Written request – Each line containing the word "styles" must be reported.

Data shown –

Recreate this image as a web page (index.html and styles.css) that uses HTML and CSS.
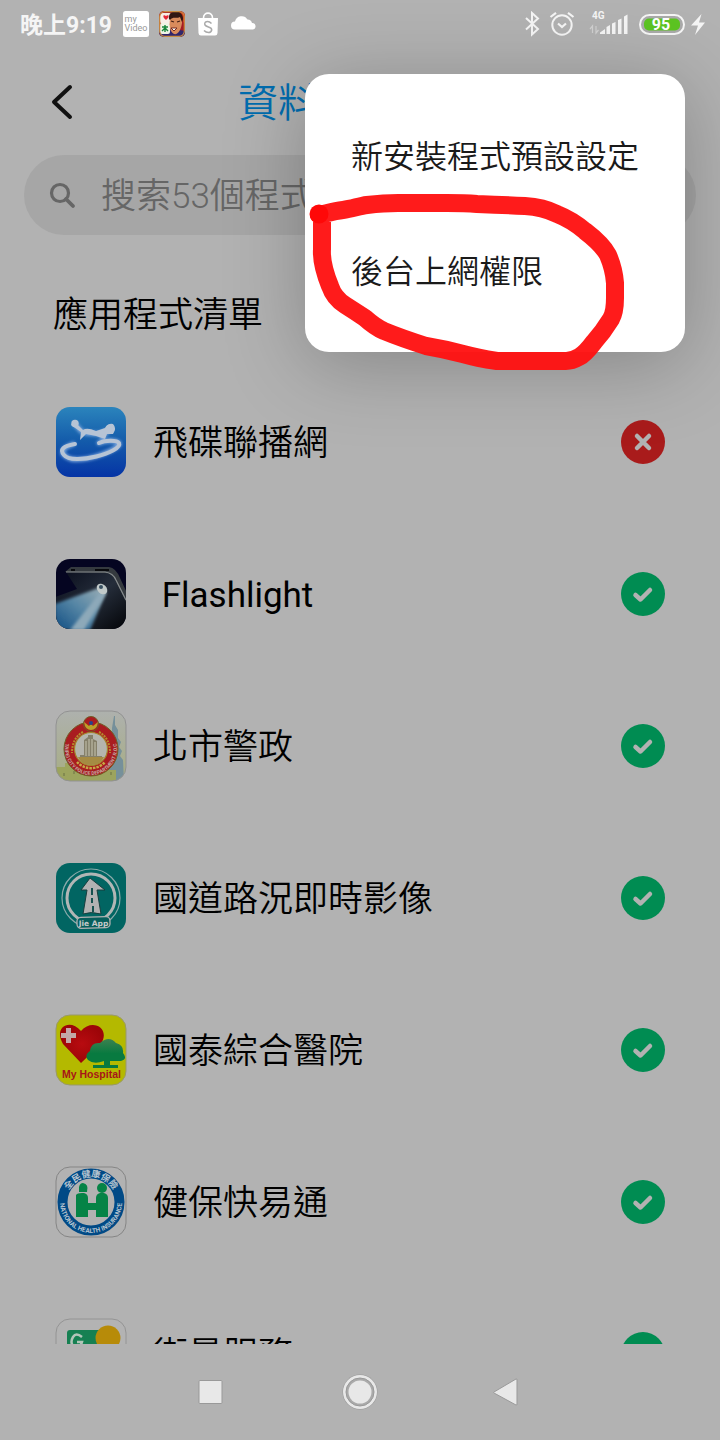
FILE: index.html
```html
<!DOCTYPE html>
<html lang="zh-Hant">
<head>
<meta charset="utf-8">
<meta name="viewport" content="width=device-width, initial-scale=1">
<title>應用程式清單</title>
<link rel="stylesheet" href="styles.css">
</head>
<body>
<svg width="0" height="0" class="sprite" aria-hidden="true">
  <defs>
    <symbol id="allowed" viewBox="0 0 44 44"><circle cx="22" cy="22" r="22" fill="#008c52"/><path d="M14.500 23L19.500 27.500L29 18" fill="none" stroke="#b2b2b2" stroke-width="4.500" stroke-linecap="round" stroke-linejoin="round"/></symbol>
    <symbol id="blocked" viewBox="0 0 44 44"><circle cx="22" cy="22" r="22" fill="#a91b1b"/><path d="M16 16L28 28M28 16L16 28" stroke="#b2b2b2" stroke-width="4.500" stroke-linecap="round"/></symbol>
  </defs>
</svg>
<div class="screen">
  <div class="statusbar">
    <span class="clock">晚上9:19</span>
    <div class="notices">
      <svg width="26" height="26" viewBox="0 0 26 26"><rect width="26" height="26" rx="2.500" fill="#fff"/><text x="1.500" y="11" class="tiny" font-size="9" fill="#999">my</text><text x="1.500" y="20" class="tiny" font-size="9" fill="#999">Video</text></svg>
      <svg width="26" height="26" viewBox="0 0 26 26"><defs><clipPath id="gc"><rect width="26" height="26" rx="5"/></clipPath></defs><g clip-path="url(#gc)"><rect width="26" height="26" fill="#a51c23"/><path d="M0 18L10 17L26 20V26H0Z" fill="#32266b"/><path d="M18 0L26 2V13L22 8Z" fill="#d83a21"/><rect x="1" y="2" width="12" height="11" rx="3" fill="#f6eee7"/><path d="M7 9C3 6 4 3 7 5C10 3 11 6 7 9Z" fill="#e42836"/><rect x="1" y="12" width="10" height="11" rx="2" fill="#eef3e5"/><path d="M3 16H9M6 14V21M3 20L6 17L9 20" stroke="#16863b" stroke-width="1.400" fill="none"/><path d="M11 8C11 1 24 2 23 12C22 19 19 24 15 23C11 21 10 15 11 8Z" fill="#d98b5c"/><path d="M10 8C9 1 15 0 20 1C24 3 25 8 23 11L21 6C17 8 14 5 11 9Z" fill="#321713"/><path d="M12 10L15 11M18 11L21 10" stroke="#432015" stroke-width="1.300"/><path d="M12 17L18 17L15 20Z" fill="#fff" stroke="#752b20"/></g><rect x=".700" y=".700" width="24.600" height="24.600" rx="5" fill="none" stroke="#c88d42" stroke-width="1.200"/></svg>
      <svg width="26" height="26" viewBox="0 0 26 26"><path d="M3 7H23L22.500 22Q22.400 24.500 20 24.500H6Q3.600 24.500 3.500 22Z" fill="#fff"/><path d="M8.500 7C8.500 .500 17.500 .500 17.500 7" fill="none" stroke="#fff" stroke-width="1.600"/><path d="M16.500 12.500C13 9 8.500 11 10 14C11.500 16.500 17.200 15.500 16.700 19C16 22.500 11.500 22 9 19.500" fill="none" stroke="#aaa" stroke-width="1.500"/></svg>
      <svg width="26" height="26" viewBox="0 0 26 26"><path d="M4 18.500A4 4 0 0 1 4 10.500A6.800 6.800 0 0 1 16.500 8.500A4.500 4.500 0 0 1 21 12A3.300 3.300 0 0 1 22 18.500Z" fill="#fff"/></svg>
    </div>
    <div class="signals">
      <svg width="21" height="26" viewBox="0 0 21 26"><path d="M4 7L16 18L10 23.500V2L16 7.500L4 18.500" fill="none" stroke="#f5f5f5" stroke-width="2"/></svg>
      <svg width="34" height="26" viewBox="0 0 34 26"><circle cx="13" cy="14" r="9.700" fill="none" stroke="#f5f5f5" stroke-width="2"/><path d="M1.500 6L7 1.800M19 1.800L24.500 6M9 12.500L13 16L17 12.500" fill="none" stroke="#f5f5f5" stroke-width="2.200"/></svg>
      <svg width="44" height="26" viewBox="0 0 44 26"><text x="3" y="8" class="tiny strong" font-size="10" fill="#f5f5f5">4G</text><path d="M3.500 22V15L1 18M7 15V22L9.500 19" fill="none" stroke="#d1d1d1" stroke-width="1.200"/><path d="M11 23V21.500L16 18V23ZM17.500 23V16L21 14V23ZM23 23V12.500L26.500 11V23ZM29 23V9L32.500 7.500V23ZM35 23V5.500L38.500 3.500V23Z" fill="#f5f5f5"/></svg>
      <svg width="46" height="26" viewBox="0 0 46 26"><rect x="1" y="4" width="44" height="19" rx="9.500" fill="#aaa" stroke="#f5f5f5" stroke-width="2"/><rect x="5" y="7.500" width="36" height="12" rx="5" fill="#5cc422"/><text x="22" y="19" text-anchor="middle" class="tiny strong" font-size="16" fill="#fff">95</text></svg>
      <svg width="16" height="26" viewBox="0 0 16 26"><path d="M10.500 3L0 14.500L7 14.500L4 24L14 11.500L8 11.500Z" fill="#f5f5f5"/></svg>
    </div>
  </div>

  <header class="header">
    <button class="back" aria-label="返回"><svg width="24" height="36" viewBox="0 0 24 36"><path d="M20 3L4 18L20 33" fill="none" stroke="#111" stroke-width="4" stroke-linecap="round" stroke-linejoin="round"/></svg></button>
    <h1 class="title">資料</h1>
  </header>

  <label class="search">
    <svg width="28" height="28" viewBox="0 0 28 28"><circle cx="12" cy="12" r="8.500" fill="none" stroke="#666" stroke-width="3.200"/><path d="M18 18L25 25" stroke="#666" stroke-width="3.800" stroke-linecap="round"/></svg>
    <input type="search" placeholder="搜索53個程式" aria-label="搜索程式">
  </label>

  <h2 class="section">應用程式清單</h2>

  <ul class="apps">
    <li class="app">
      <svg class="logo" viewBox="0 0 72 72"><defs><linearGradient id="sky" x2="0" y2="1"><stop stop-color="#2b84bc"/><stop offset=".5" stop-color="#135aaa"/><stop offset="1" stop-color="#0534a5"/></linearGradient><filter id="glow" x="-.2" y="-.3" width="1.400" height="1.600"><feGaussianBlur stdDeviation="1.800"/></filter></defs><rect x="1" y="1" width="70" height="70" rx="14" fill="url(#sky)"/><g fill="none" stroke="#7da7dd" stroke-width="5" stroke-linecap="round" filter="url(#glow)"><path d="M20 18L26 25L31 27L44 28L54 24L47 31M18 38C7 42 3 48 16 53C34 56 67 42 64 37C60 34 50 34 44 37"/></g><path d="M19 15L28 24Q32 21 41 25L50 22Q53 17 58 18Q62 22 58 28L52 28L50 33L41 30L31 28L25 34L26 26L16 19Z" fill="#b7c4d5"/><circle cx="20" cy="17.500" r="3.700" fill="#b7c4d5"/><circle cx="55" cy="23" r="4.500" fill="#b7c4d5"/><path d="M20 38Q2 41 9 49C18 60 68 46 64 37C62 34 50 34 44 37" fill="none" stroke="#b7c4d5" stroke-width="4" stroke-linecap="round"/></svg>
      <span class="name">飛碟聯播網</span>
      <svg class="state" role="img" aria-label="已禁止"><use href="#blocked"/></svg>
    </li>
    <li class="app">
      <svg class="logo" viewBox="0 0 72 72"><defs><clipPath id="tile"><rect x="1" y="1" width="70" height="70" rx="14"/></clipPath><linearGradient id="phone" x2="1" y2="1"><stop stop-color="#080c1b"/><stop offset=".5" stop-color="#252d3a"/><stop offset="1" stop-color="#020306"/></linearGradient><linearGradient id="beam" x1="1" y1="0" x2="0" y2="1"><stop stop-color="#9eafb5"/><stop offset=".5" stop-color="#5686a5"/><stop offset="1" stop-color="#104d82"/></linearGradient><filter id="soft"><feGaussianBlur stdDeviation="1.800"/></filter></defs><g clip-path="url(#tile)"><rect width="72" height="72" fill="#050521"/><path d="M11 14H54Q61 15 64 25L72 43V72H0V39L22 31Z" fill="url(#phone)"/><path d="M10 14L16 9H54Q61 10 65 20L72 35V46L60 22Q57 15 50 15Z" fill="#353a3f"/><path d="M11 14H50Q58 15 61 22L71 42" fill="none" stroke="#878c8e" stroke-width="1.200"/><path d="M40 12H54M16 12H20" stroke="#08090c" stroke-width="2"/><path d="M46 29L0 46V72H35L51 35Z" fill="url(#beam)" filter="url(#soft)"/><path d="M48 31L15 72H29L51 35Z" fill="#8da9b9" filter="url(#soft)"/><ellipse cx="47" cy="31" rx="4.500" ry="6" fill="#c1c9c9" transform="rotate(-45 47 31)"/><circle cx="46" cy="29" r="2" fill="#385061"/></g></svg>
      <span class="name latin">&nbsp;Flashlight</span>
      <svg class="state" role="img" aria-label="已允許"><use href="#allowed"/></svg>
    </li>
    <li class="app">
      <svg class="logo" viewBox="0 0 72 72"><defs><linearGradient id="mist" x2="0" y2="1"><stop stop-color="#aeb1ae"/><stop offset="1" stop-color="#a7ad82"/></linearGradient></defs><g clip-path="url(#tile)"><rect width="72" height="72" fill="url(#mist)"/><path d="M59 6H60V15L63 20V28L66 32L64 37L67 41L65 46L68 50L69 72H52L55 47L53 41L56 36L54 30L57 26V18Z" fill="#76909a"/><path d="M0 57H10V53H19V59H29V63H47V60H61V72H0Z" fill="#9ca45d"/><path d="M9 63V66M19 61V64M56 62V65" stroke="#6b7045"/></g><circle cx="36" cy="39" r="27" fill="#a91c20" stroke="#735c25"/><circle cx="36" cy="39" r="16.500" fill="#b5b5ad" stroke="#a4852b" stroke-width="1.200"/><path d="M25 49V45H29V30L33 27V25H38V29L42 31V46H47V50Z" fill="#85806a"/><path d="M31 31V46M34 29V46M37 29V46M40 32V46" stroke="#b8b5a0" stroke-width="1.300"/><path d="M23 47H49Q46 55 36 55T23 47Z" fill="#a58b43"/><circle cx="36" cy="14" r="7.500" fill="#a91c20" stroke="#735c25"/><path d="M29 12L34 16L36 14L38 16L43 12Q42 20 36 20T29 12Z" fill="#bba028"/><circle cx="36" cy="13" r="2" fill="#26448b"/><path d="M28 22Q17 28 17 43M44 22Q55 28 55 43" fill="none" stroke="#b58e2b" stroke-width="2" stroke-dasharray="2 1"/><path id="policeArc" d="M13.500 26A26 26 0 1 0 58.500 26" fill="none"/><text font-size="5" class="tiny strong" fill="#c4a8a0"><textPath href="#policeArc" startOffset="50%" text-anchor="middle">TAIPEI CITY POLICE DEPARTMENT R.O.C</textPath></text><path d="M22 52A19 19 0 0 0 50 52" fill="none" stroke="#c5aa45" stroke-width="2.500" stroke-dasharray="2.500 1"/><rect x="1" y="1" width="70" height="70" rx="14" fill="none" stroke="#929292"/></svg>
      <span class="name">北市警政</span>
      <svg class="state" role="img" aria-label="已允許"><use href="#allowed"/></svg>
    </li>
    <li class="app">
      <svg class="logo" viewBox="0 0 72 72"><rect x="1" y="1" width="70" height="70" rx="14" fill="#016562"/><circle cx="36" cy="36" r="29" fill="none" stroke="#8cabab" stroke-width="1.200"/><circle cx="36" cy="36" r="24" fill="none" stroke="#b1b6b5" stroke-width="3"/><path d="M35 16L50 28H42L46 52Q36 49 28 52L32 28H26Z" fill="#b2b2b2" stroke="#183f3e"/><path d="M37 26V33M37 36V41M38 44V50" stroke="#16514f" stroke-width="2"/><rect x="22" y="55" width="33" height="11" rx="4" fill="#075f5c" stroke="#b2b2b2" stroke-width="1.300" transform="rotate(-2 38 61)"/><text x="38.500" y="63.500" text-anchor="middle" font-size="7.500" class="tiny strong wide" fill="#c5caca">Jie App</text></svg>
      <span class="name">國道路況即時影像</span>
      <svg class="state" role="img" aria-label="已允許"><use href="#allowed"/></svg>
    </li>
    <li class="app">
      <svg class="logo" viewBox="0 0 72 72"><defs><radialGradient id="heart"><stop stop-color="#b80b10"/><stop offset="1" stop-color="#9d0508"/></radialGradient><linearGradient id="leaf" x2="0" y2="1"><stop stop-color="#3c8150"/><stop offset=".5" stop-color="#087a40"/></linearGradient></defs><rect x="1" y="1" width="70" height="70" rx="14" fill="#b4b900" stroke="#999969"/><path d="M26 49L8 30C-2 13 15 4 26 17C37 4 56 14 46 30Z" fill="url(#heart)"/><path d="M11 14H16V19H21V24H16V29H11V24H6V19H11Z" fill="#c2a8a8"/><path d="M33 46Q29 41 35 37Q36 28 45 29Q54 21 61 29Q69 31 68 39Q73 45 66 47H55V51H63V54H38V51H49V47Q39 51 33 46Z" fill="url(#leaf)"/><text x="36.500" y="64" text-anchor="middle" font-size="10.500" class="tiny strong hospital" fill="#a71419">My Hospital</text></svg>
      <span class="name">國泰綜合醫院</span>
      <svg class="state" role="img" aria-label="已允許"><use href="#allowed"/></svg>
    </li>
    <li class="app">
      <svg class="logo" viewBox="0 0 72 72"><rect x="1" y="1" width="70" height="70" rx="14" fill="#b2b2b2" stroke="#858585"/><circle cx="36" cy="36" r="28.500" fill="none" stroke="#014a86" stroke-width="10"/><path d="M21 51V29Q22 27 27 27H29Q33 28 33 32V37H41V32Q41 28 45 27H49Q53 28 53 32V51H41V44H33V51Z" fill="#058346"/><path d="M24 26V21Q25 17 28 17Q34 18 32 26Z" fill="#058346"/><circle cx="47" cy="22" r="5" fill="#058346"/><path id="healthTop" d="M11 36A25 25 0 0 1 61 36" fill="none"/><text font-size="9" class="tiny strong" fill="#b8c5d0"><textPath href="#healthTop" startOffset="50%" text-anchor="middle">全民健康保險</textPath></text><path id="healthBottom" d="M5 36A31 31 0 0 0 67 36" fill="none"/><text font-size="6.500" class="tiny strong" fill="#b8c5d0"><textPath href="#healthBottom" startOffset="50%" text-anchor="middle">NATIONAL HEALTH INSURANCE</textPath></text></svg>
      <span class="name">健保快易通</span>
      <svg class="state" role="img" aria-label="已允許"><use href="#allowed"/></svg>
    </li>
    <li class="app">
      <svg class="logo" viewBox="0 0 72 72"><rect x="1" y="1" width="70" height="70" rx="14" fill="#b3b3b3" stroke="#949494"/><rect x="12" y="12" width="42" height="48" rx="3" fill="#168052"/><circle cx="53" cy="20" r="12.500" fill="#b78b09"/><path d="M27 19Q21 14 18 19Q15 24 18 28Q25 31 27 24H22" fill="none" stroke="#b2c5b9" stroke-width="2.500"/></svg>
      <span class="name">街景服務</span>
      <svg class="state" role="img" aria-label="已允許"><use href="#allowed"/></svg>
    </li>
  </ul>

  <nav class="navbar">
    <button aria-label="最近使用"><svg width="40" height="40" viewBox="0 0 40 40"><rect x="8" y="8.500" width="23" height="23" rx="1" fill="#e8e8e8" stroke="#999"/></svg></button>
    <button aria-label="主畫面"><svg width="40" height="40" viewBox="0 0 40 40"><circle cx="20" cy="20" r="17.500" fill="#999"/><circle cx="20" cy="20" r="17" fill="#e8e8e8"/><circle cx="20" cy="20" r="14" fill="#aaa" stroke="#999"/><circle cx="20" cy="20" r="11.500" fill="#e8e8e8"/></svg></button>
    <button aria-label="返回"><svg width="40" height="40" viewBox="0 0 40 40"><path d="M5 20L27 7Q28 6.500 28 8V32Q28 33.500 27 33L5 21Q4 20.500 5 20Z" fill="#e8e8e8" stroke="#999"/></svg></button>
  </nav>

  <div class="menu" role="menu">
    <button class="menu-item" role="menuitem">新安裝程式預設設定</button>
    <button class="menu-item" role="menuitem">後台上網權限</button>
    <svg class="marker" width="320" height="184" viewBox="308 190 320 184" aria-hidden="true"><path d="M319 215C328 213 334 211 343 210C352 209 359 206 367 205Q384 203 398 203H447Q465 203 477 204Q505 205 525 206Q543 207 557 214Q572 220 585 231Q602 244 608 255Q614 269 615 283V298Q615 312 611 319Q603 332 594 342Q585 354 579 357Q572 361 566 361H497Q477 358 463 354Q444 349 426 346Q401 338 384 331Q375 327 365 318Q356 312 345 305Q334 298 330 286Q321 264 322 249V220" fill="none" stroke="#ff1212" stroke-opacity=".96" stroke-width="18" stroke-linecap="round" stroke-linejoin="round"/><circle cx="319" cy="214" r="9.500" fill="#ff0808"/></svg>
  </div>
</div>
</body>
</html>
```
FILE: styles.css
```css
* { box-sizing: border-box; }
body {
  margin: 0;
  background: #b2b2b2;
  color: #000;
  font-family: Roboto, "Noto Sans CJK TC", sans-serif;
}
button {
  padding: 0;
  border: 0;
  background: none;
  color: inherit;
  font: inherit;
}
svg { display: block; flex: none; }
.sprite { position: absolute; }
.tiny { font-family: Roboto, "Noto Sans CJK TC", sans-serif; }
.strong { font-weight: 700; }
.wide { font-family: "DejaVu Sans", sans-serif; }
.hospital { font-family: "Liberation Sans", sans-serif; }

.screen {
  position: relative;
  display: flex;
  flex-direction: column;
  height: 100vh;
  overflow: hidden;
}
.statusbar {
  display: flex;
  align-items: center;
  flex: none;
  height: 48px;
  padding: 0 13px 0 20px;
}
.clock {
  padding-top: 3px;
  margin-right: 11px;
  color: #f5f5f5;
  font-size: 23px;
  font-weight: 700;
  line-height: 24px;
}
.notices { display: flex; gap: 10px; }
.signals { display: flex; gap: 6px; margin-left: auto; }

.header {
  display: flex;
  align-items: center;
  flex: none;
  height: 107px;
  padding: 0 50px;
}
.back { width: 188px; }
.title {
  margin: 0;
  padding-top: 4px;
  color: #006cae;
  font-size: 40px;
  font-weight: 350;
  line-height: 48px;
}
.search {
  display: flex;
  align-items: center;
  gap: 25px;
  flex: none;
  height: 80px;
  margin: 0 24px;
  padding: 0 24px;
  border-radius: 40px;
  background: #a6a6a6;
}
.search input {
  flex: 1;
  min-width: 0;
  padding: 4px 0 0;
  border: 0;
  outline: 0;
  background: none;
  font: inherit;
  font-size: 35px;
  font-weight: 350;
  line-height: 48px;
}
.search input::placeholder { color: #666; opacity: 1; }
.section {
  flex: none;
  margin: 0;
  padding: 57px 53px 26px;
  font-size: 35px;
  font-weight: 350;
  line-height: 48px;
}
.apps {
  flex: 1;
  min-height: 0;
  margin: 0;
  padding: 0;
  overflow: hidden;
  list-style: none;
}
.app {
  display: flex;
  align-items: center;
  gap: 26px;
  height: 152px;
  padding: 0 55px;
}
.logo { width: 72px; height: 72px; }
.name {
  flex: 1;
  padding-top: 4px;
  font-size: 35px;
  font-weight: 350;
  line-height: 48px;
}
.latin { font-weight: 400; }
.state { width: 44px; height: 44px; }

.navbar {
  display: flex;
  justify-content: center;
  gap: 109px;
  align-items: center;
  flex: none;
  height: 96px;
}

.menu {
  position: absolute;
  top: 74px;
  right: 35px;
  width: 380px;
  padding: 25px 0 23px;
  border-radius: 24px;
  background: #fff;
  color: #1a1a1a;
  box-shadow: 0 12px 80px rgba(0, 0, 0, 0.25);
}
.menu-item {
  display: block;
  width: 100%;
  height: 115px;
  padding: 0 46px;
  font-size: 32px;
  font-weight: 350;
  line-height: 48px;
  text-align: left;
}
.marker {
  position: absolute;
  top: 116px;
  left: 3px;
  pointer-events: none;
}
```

Response to the task –
Recreate this image as a web page (index.html and styles.css) that uses HTML and CSS.
<link rel="stylesheet" href="styles.css">
FILE: styles.css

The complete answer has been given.